I discovered there a comment from Prospero that I had not previously seen:

I applaud Mr Crawford’s diligence as sub-accounting officer on his various postings. What he fails to mention is that, as an Ambassador, he would, until 2004, have had access to “frais”, a wholly unaccountable expense account paid directly into their bank accounts which in some Embassies amounted to tens of thousands of pounds. Indeed, often Ambassadors refused to declare even the amount of frais to other members of their staff, making any serious accounting impossible.

I wonder whether in the interests of transparency Mr Crawford will be asking the FCO to provide further details.

Prospero is in fact wrong, or at least not fully right.

There was this strange phenomenon called Frais that was paid to Ambassadors directly into their bank accounts to enable them to entertain as they saw fit. But latterly it was accountable, not to the Embassy but to London.

Ambassadors had to complete detailed records of their Frais spending during the year and enter them into a special computer accounting package for scrutiny back in HQ. In our own case, Mrs Crawf slaved away to make sure that we had meticulous records of all our entertaining spending, including bulging files of receipts in case anyone did do a full check.

That said, it was never quite clear to me how far anyone seriously checked them when the returns were sent in. However, I know that in the early 2000s one Ambassador had organised an especially fancy end-of-year event seemingly to spend his remaining Frais allowance for that year. HQ disagreed that it was a proper use of public funds and insisted that he pay some of it from his own pocket. So some serious checks and balances were working. It is quite easy in a small organisation like the FCO for word on that sort of reprimand to get around.

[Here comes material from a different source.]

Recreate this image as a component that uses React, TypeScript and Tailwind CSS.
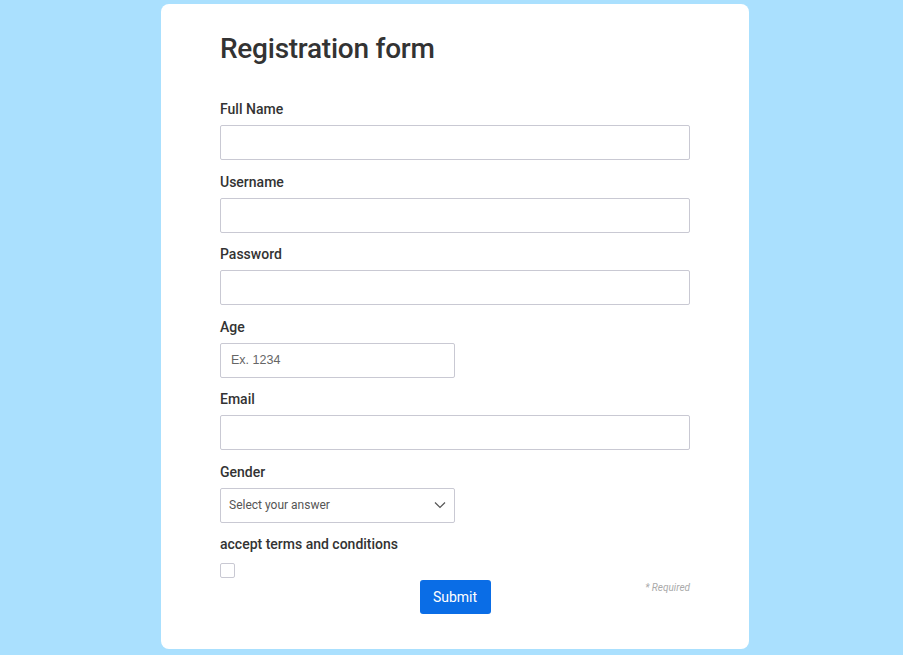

More about this Frais business here:

Under pressure from internal unease, some questions in Parliament(!) and the Inland Revenue, the FCO over the years moved to making almost everything accountable and claimable as ‘actuals’. No more little profits here and there. But it took a very long time – almost thirty years.

Ambassadors’ Frais was an especially tough one to crack, as even to question it was presented as an aspersion on their Excellencies’ lofty honour.

First it became fully accountable: you had to spend the money you were given on reasonable entertaining, and, if it was not spent, send the remainder back. In Belgrade and Warsaw Mrs C laboriously entered all our official spending into a clunky computer programme and sent the data to London. But not once in seven years did anyone ever check the entries against our actual spend.

Only in 2007/08 did Frais stop being paid directly into Ambassadors’ private bank accounts and become part of a transparent Embassy budget open to easy, reasonable internal and external scrutiny.

So this is how things work in any organisation, with state/government bodies especially prone to be less concerned about the financial bottom line and instead working to laborious ‘evolution’ and precedent. Transparency is seen as an annoying intrusion, not an opportunity


MPs perch themselves right at the very top of the public policy chain. They have the ultimate power to set the rules and proudly to call to account those anywhere in the system who abuse them. Plus they have all sorts of privileges from being members of that plumply funded parliamentary club with its cheap bars and affable, elegant restaurants.

In these circumstances, those of us who have spent decades living scrupulously by the rules and working late into the night to account for every penny find ourselves with no sympathy to spare for people in high office who sent us orders and demanded scrupulous adherence to the rules, yet time and again personally signed off their own expenses claims that they knew were cutting corners if not explicitly dishonest.

With great power comes great responsibility. And with great abuses of responsibility comes great – and richly deserved – humiliation.